At a Nov. 21 school board meeting, representatives from Thomas Paine Elementary School PTA asked the board to address several issues they had with school food and the serving of it, including changing menus from school to school and that some children have difficulty balancing all their food on a disposable tray in one trip.
Heilman said it's not that she wants ARAMARK out of the district, but that she wants healthier choices that give the children energy for the entire day.
At Urbana High School, parent Susan Solomon has also been helping lead a Parent Teacher Student Association discussion to alter the meal plans. "Our greatest criticism ... is that when we look at the menu, it's absolutely saturated with carbs," she said. "It's hot dogs one day, it's nachos one day."
She'd like meals with fewer carbohydrates and sugars and more proteins and diet options, as well as more teaching on nutrition in school.
"Just because they want it, that doesn't mean that that's what they should be having," Solomon said.

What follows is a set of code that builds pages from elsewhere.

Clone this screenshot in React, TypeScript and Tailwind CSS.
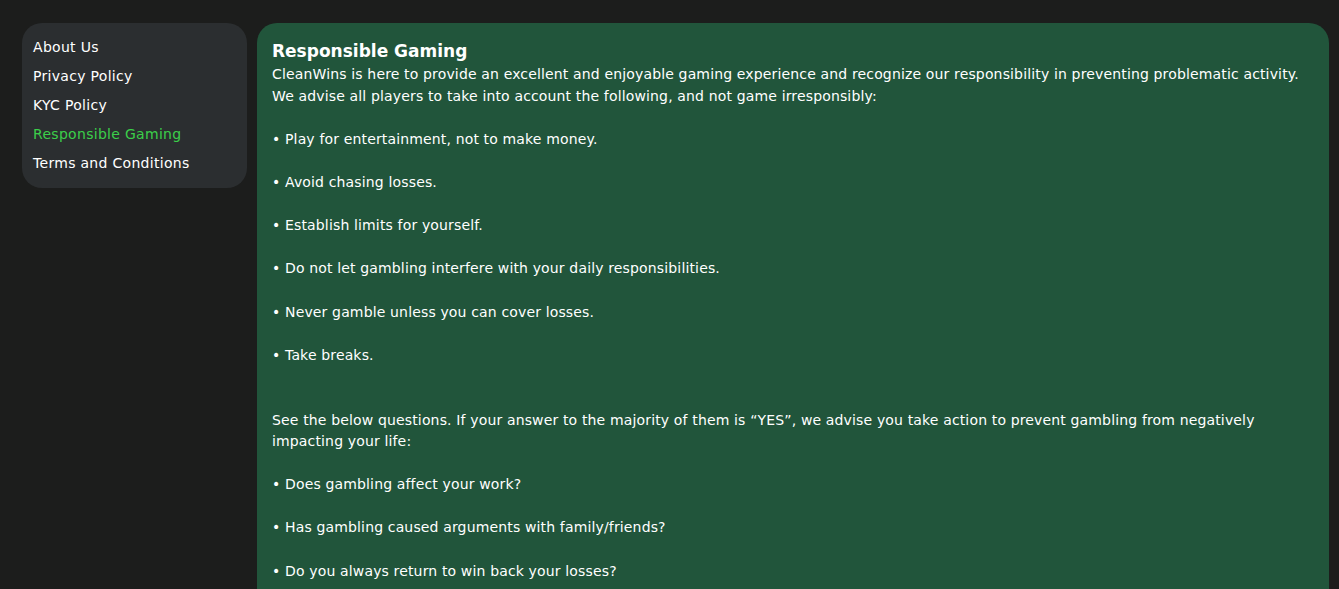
const navItems = [
  { label: "About Us", active: false },
  { label: "Privacy Policy", active: false },
  { label: "KYC Policy", active: false },
  { label: "Responsible Gaming", active: true },
  { label: "Terms and Conditions", active: false },
];

const body = `CleanWins is here to provide an excellent and enjoyable gaming experience and recognize our responsibility in preventing problematic activity. We advise all players to take into account the following, and not game irresponsibly:

• Play for entertainment, not to make money.

• Avoid chasing losses.

• Establish limits for yourself.

• Do not let gambling interfere with your daily responsibilities.

• Never gamble unless you can cover losses.

• Take breaks.


See the below questions. If your answer to the majority of them is “YES”, we advise you take action to prevent gambling from negatively impacting your life:

• Does gambling affect your work?

• Has gambling caused arguments with family/friends?

• Do you always return to win back your losses?`;

export default function App() {
  return (
    <div
      className="h-screen overflow-hidden bg-[#1c1d1c] pl-[22px] pr-[10px] pt-[23px]"
      style={{ fontFamily: '"DejaVu Sans", "Noto Sans", sans-serif' }}
    >
      <div className="flex h-full items-start gap-[10px]">
        {/* Sidebar */}
        <nav className="w-[225px] shrink-0 rounded-[20px] bg-[#2b2e30] px-[11px] py-[10px]">
          <ul>
            {navItems.map((item) => (
              <li
                key={item.label}
                className={`text-[14px] leading-[29px] tracking-[0.3px] ${item.active ? "text-[#3bce4a]" : "text-white"}`}
              >
                {item.label}
              </li>
            ))}
          </ul>
        </nav>

        {/* Content */}
        <main className="min-h-[620px] flex-1 rounded-t-[20px] bg-[#21553b] px-[15px] pt-[15px] text-white">
          <h1 className="text-[17px] font-bold leading-[26px]">Responsible Gaming</h1>
          <p className="whitespace-pre-line text-[14px] leading-[21.6px] tracking-[0.15px]">{body}</p>
        </main>
      </div>
    </div>
  );
}
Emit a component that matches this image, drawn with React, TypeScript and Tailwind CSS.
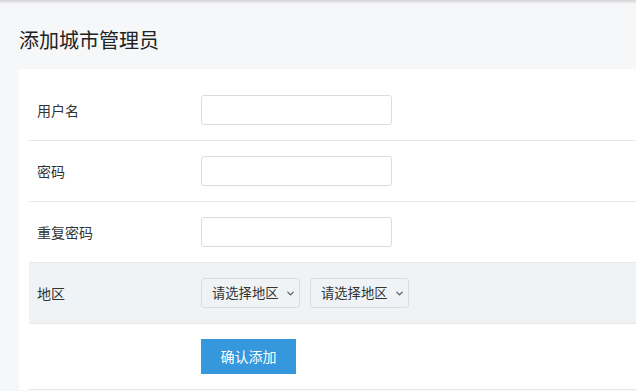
import { ChevronDown } from "lucide-react";

const font = { fontFamily: '"Noto Sans CJK SC", "Noto Sans", sans-serif' };

function Row({
  label,
  gray,
  children,
}: {
  label: string;
  gray?: boolean;
  children: React.ReactNode;
}) {
  return (
    <div
      className={`flex items-center h-[61px] border-b border-[#e8e8e8] ${
        gray ? "bg-[#eff3f6]" : ""
      }`}
    >
      <div className="w-[172px] pl-2 text-[14px] text-[#333]">{label}</div>
      {children}
    </div>
  );
}

function Input() {
  return (
    <input
      className="w-[191px] h-[30px] border border-[#dcdcdc] rounded-[3px] bg-white px-2 text-[14px] outline-none"
      type="text"
    />
  );
}

function Select() {
  return (
    <div className="relative w-[99px] h-[30px] border border-[#dcdcdc] rounded-[3px] flex items-center pl-[10px] text-[13.3px] text-[#333]">
      请选择地区
      <ChevronDown
        size={11}
        strokeWidth={2.5}
        className="absolute right-[3px] top-[9px] text-[#555]"
      />
    </div>
  );
}

export default function App() {
  return (
    <div className="relative min-h-[391px] w-[636px] overflow-hidden bg-[#f6f7f9]" style={font}>
      <div className="absolute top-0 left-0 right-0 h-[4px] bg-gradient-to-b from-[#d4d4d6] to-transparent" />
      <div className="pl-[19px] pt-[26px]">
        <h1 className="text-[20px] leading-[28px] text-[#222] mb-[15px]">添加城市管理员</h1>
        <div className="bg-white w-[680px] pt-[11px] pl-[10px]">
          <Row label="用户名">
            <Input />
          </Row>
          <Row label="密码">
            <Input />
          </Row>
          <Row label="重复密码">
            <Input />
          </Row>
          <Row label="地区" gray>
            <div className="flex gap-[10px]">
              <Select />
              <Select />
            </div>
          </Row>
          <div className="flex h-[66px] pt-[15px] border-b border-[#e8e8e8]">
            <div className="w-[172px]" />
            <button className="w-[95px] h-[35px] bg-[#3598dc] text-white text-[14px]">
              确认添加
            </button>
          </div>
        </div>
      </div>
    </div>
  );
}
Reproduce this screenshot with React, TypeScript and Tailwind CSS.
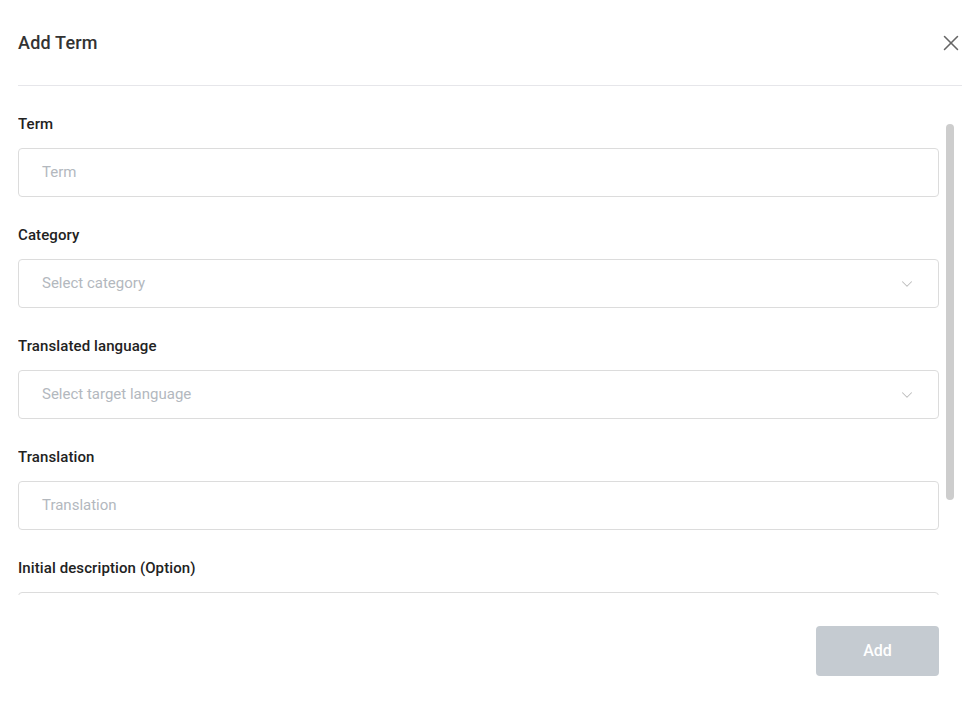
import { X, ChevronDown } from "lucide-react"

type Field = {
  label: string
  placeholder?: string
  select?: boolean
}

const fields: Field[] = [
  { label: "Term", placeholder: "Term" },
  { label: "Category", placeholder: "Select category", select: true },
  { label: "Translated language", placeholder: "Select target language", select: true },
  { label: "Translation", placeholder: "Translation" },
  { label: "Initial description (Option)", placeholder: "" },
]

function FieldRow({ field }: { field: Field }) {
  return (
    <div className="flex flex-col">
      <label className="text-[15px] leading-4 font-medium text-[#222] tracking-[0.1px]">{field.label}</label>
      <div className="mt-4 h-[49px] shrink-0 flex items-center justify-between border border-[#dcdcdc] rounded-[4px] pl-[23px] pr-[22px]">
        <span className="text-[15px] text-[#b3b8be]">{field.placeholder}</span>
        {field.select && <ChevronDown className="w-[18px] h-[18px] text-[#bcbcbc]" strokeWidth={1.4} />}
      </div>
    </div>
  )
}

export default function App() {
  return (
    <div className="w-full h-[706px] bg-white flex flex-col font-['Roboto',sans-serif]">
      {/* header */}
      <div className="h-[86px] shrink-0 ml-[18px] mr-[11px] flex items-center justify-between border-b border-[#e6e6ea]">
        <h1 className="text-[18px] font-medium text-[#333] tracking-[0.2px]">Add Term</h1>
        <button className="-mr-[2px] text-[#666]">
          <X className="w-[26px] h-[26px]" strokeWidth={1.4} />
        </button>
      </div>

      {/* body */}
      <div className="h-[509px] shrink-0 flex pl-[18px]">
        <div className="w-[921px] overflow-hidden pt-[30px] flex flex-col gap-[30px]">
          {fields.map((f) => (
            <FieldRow key={f.label} field={f} />
          ))}
        </div>
        <div className="ml-[7px] mt-[38px] w-2 h-[376px] rounded-full bg-[#cdcdcd]" />
      </div>

      {/* footer */}
      <div className="flex justify-end pr-[34px] pt-[31px]">
        <button className="w-[123px] h-[50px] rounded-[4px] bg-[#c5cbd1] text-white text-[16px] font-medium">
          Add
        </button>
      </div>
    </div>
  )
}
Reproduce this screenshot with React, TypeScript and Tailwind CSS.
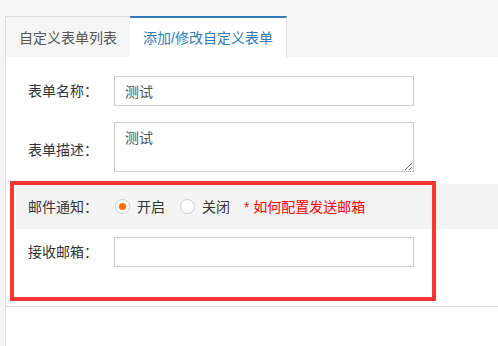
import { ReactNode } from 'react';

const font = { fontFamily: '"Liberation Sans", "Noto Sans CJK SC", sans-serif' };

function Row({ label, children, className = '', labelClass = '' }: { label: string; children: ReactNode; className?: string; labelClass?: string }) {
  return (
    <div className={`flex items-center ${className}`}>
      <div className={`w-[98px] pl-3 text-sm text-[#333] shrink-0 ${labelClass}`}>{label}</div>
      {children}
    </div>
  );
}

function Radio({ checked, label }: { checked?: boolean; label: string }) {
  return (
    <label className="flex items-center gap-[7px] text-sm text-[#333]">
      <span className="w-[15px] h-[15px] rounded-full border border-[#ccc] bg-white flex items-center justify-center">
        {checked && <span className="w-[7px] h-[7px] rounded-full bg-[#ff6a00]" />}
      </span>
      {label}
    </label>
  );
}

export default function App() {
  return (
    <div className="relative w-[498px] h-[346px] overflow-hidden bg-[#f5f5f5] pt-4 pl-[5px] flex flex-col" style={font}>
      {/* tabs */}
      <div className="flex border-b border-[#ddd] h-[42px] shrink-0">
        <div className="h-[42px] px-[13px] flex items-center border-t border-l border-r border-[#ddd] bg-[#f5f5f5] text-sm text-[#555]">
          自定义表单列表
        </div>
        <div className="h-[42px] px-[13px] -ml-px flex items-center border-t-2 border-t-[#337ab7] border-r border-r-[#ddd] bg-white text-sm text-[#337ab7] relative z-10">
          添加/修改自定义表单
        </div>
      </div>

      {/* panel */}
      <div className="flex-1 bg-white border-l border-[#ddd] -mt-px">
        <div className="pl-[10px] pt-[19px] pb-[39px] border-b border-[#ddd]">
          <Row label="表单名称：">
            <input
              defaultValue="测试"
              className="w-[300px] h-[30px] border border-[#ccc] px-[10px] text-sm text-[#555] outline-none"
            />
          </Row>
          <Row label="表单描述：" className="mt-[16px]" labelClass="pt-[6px]">
            <textarea
              defaultValue="测试"
              className="w-[300px] h-[50px] border border-[#ccc] px-[10px] py-[5px] text-sm text-[#555] outline-none resize-y"
            />
          </Row>
          <Row label="邮件通知：" className="mt-[12px] h-[45px] bg-[#f4f4f4]">
            <div className="flex items-center gap-[15px] pl-[1px]">
              <Radio checked label="开启" />
              <Radio label="关闭" />
              <span className="ml-[-1px] text-sm text-[#f00]">* 如何配置发送邮箱</span>
            </div>
          </Row>
          <Row label="接收邮箱：" className="mt-[8px]">
            <input className="w-[300px] h-[30px] border border-[#ccc] px-[10px] text-sm text-[#555] outline-none" />
          </Row>
        </div>
      </div>

      {/* annotation box */}
      <div className="absolute left-[10px] top-[181px] w-[426px] h-[120px] border-4 border-[#fc3535] pointer-events-none" />
    </div>
  );
}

In the contract with ARAMARK, which is due for renewal on June 30, 2007, the school food authority was supposed to establish "an advisory board composed of parents, teachers and students to assist in menu planning."
Though a task force of these groups created a wellness plan for the district in the previous academic year, no current task force exists.
However, parents still have some controls.
Parents can tell the district not to allow their child to purchase extra food on the a la carte menu, like muffins or cookies, Harvey said.
Parents can also monitor what types of foods their children buy. When students buy food, their names and type of purchases (though not specific items) are logged to show which child bought a meal, which child bought extra food and so on.
Urbana Middle School Principal Nancy Clinton said that students "have the opportunity to get ... balanced lunches every day" at the school, adding that most of the students at the school "seem fine with the food."
Harvey said parents should always contact her at her UMS office if they have questions about their child's purchases or about the food service. The school's number is 384-3687. Menus for each month are online at www.usd116.org/home/foodservice.html.
Heilman said that since the last school board meeting, Harvey has talked with Thomas Paine parents and some changes have been made.
"I want to give ARAMARK credit. Yogurt appeared this month," Heilman said. "(Harvey is) trying to find healthier options. We applaud that. Let's keep going."